State how many lines contain "this", and write nothing except that count.

*** Collected material

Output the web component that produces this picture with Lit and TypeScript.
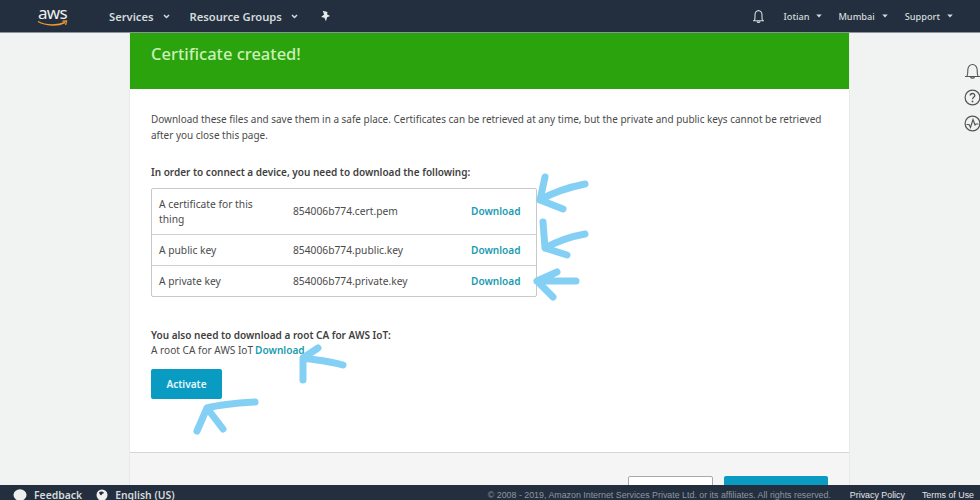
import { LitElement, html, css, svg } from "lit";
import { customElement } from "lit/decorators.js";

const caret = html`<svg class="caret" width="6" height="4" viewBox="0 0 6 4"><path d="M0.2 0.5h5.600L3 3.600z" fill="#d5dbdb"/></svg>`;
const chev = html`<svg class="chev" width="7" height="5" viewBox="0 0 7 5"><path d="M1 1l2.500 2.500L6 1" fill="none" stroke="#d5dbdb" stroke-width="1.500"/></svg>`;

const rows = [
  ["A certificate for this thing", "854006b774.cert.pem"],
  ["A public key", "854006b774.public.key"],
  ["A private key", "854006b774.private.key"],
];

@customElement("app-root")
export class AppRoot extends LitElement {
  static styles = css`
    :host { display: flex; flex-direction: column; position: relative; width: 980px; height: 500px; overflow: hidden; background: #f1f2f2; color: #4b4b4b; font-family: "Noto Sans", "Liberation Sans", sans-serif; font-size: 10.25px; }
    .top { flex: 0 0 32px; height: 32px; background: #232f3e; border-bottom: 1px solid #8a949c; box-sizing: content-box; display: flex; align-items: center; color: #d5dbdb; font-weight: 600; font-size: 11.2px; }
    .logo { margin-left: 37px; width: 31px; display: flex; flex-direction: column; align-items: center; }
    .logo span { font: 400 17px/14px "Noto Sans", sans-serif; color: #eee; letter-spacing: -0.6px; }
    .nav { display: flex; align-items: center; gap: 9px; }
    .services { margin-left: 41px; }
    .groups { margin-left: 20px; }
    .pin { margin-left: 22px; display: flex; }
    .right { margin-left: auto; display: flex; align-items: center; font-weight: 500; font-size: 9.2px; }
    .right .nav { gap: 7px; }
    .bell { display: flex; margin-right: 19px; }
    .r1 { margin-right: 16px; }
    .r2 { margin-right: 17px; }
    .r3 { margin-right: 27px; }
    main { flex: 1; min-height: 0; display: flex; overflow: hidden; }
    .gutter { flex: 0 0 129px; }
    .card { flex: 0 0 721px; min-width: 0; background: #fff; display: flex; flex-direction: column; border-left: 1px solid #e8e9e9; border-right: 1px solid #e8e9e9; box-sizing: border-box; }
    .banner { flex: 0 0 56px; background: #2ba30d; color: #c9f0b8; font-size: 16.5px; font-weight: 500; padding: 9px 21px 0; box-sizing: border-box; line-height: 23px; }
    .body { flex: 0 0 363px; padding: 23px 21px 0; box-sizing: border-box; }
    .body p { margin: 0; font-size: 9.96px; line-height: 15.5px; }
    h4 { margin: 0; font-size: 10px; font-weight: 600; line-height: 15px; color: #3f3f3f; }
    .h1 { margin-top: 22px; }
    .tbl { margin-top: 8px; width: 386px; border: 1px solid #c8c9c9; border-radius: 2px; box-sizing: border-box; }
    .row { display: grid; grid-template-columns: 134px 178px 1fr; align-items: center; padding: 0 7px; height: 31px; box-sizing: border-box; line-height: 15px; }
    .row + .row { border-top: 1px solid #cfd0d0; }
    .row:first-child { height: 45px; }
    .row div:first-child { width: 105px; }
    .link { color: #1b9bb0; font-weight: 600; font-size: 10.1px; }
    .h2 { margin-top: 31px; }
    .ca { line-height: 14px; display: flex; gap: 2px; font-size: 10.1px; }
    .activate { margin-top: 12px; width: 71px; height: 30px; background: #0a9bc3; color: #e6f7fb; font-weight: 600; font-size: 10.1px; border-radius: 2px; display: flex; align-items: center; justify-content: center; }
    .foot { flex: 1; background: #f5f5f5; border-top: 1px solid #d5d6d6; display: flex; justify-content: flex-end; gap: 11px; padding: 23px 21px 0 0; }
    .btn { width: 85px; height: 34px; box-sizing: border-box; background: #fff; border: 1px solid #a9a9a9; border-radius: 2px; }
    .btn.pri { width: 104px; background: #0a9bc3; border: 0; }
    .rail { flex: 0 0 130px; min-width: 0; box-sizing: border-box; display: flex; flex-direction: column; align-items: flex-start; gap: 9px; padding: 30px 0 0 114px; overflow: hidden; }
    .rail svg { flex: none; }
    footer { flex: 0 0 15px; height: 15px; overflow: hidden; background: #232f3e; color: #d5dbdb; display: flex; align-items: flex-start; }
    .fl { display: flex; align-items: center; height: 20px; font-weight: 600; font-size: 10.4px; margin-left: 13px; }
    .fl svg { flex: none; }
    .fl .t1 { margin: 0 14px 0 7px; }
    .fr { margin-left: auto; display: flex; height: 20px; align-items: center; font-family: "Liberation Sans", sans-serif; font-size: 8.85px; white-space: nowrap; }
    .copy { color: #8d969e; margin-right: 19px; }
    .fr b { font-weight: 400; color: #e3e6e6; margin-right: 17px; }
    .fr b:last-child { margin-right: 6px; }
    .marks { position: absolute; inset: 0; pointer-events: none; }
    .marks path { fill: none; stroke: #84d0f5; stroke-width: 7; stroke-linecap: round; stroke-linejoin: round; }
  `;

  private marks = svg`
    <path d="M585 184C565 188 552 193 540 200L563 209M545 177L540 200"/>
    <path d="M543 222L545 248L567 255M585 234C568 237 556 242 545 248"/>
    <path d="M576 281L537 281L557 272M537 281L553 297"/>
    <path d="M343 365C330 361 316 360 303 358L318 348M303 358L303 380"/>
    <path d="M255 402C238 403 218 405 207 408L197 431M207 408L223 429"/>
  `;

  render() {
    return html`
      <div class="top">
        <div class="logo"><span>aws</span>
          <svg width="31" height="7" viewBox="0 0 31 7"><path d="M1 1.500C9 6 21 6 28 2.500" fill="none" stroke="#f09a2a" stroke-width="1.400"/><path d="M25.500 1.200L29.600 1L28.600 5" fill="none" stroke="#f09a2a" stroke-width="1.200"/></svg>
        </div>
        <div class="nav services">Services ${chev}</div>
        <div class="nav groups">Resource Groups ${chev}</div>
        <div class="pin"><svg width="11" height="12" viewBox="0 0 10 11"><path d="M2.500 .6L6.800 1.800 6.400 4 9.200 5.400 6.500 6.600 5.400 10.400 4 7 1 6.400 3.700 4.200z" fill="#e8eaea"/></svg></div>
        <div class="right">
          <div class="bell"><svg width="13" height="15" viewBox="0 0 13 15"><path d="M1 11.800h11M2.400 11.500C3.200 10 3 8 3 6c0-2.400 1.500-4.400 3.500-4.400S10 3.600 10 6c0 2 -.2 4 .6 5.500M5 12.500c.4 1.200 2.600 1.200 3 0" fill="none" stroke="#d5dbdb" stroke-width="1.100"/></svg></div>
          <div class="nav r1">Iotian ${caret}</div>
          <div class="nav r2">Mumbai ${caret}</div>
          <div class="nav r3">Support ${caret}</div>
        </div>
      </div>
      <main>
        <div class="gutter"></div>
        <div class="card">
          <div class="banner">Certificate created!</div>
          <div class="body">
            <p>Download these files and save them in a safe place. Certificates can be retrieved at any time, but the private and public keys cannot be retrieved after you close this page.</p>
            <h4 class="h1">In order to connect a device, you need to download the following:</h4>
            <div class="tbl">
              ${rows.map(r => html`<div class="row"><div>${r[0]}</div><div>${r[1]}</div><div class="link">Download</div></div>`)}
            </div>
            <h4 class="h2">You also need to download a root CA for AWS IoT:</h4>
            <div class="ca"><span>A root CA for AWS IoT</span><span class="link">Download</span></div>
            <div class="activate">Activate</div>
          </div>
          <div class="foot"><div class="btn"></div><div class="btn pri"></div></div>
        </div>
        <div class="rail">
          <svg width="17" height="17" viewBox="0 0 17 17"><path d="M1 13.500h15M3 13C4 11 3.800 9 3.800 7c0-3 2-5.500 4.700-5.500S13.200 4 13.200 7c0 2 -.2 4 .8 6M6.500 14c.5 1.500 3.500 1.500 4 0" fill="none" stroke="#555" stroke-width="1.100"/></svg>
          <svg width="17" height="17" viewBox="0 0 17 17"><circle cx="8.500" cy="8.500" r="7.400" fill="none" stroke="#555" stroke-width="1.200"/><path d="M6.200 6.600C6.300 3.800 10.800 3.800 10.800 6.500 10.800 8.300 8.500 8.300 8.500 10.200" fill="none" stroke="#555" stroke-width="1.300"/><circle cx="8.500" cy="12.500" r=".9" fill="#555"/></svg>
          <svg width="17" height="17" viewBox="0 0 17 17"><circle cx="8.500" cy="8.500" r="7.400" fill="none" stroke="#555" stroke-width="1.200"/><path d="M2.500 9.500h2.500L6.500 12.500 9 4.500 11 10l1-1h2.500" fill="none" stroke="#555" stroke-width="1.200"/></svg>
        </div>
      </main>
      <footer>
        <div class="fl">
          <svg width="14" height="14" viewBox="0 0 14 14"><ellipse cx="7" cy="7" rx="6.500" ry="5.800" fill="#eef0f0"/></svg>
          <span class="t1">Feedback</span>
          <svg width="12" height="12" viewBox="0 0 12 12"><circle cx="6" cy="6" r="5.500" fill="#eef0f0"/><path d="M3 3.500c2-1.500 4-1 5 .5-1 1-2 .5-2.500 2C5 7 3.500 5.500 3 3.500z" fill="#232f3e"/></svg>
          <span class="t1">English (US)</span>
        </div>
        <div class="fr">
          <span class="copy">© 2008 - 2019, Amazon Internet Services Private Ltd. or its affiliates. All rights reserved.</span>
          <b>Privacy Policy</b><b>Terms of Use</b>
        </div>
      </footer>
      <svg class="marks" width="980" height="500" viewBox="0 0 980 500">${this.marks}</svg>
    `;
  }
}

******

> Exercise result:
4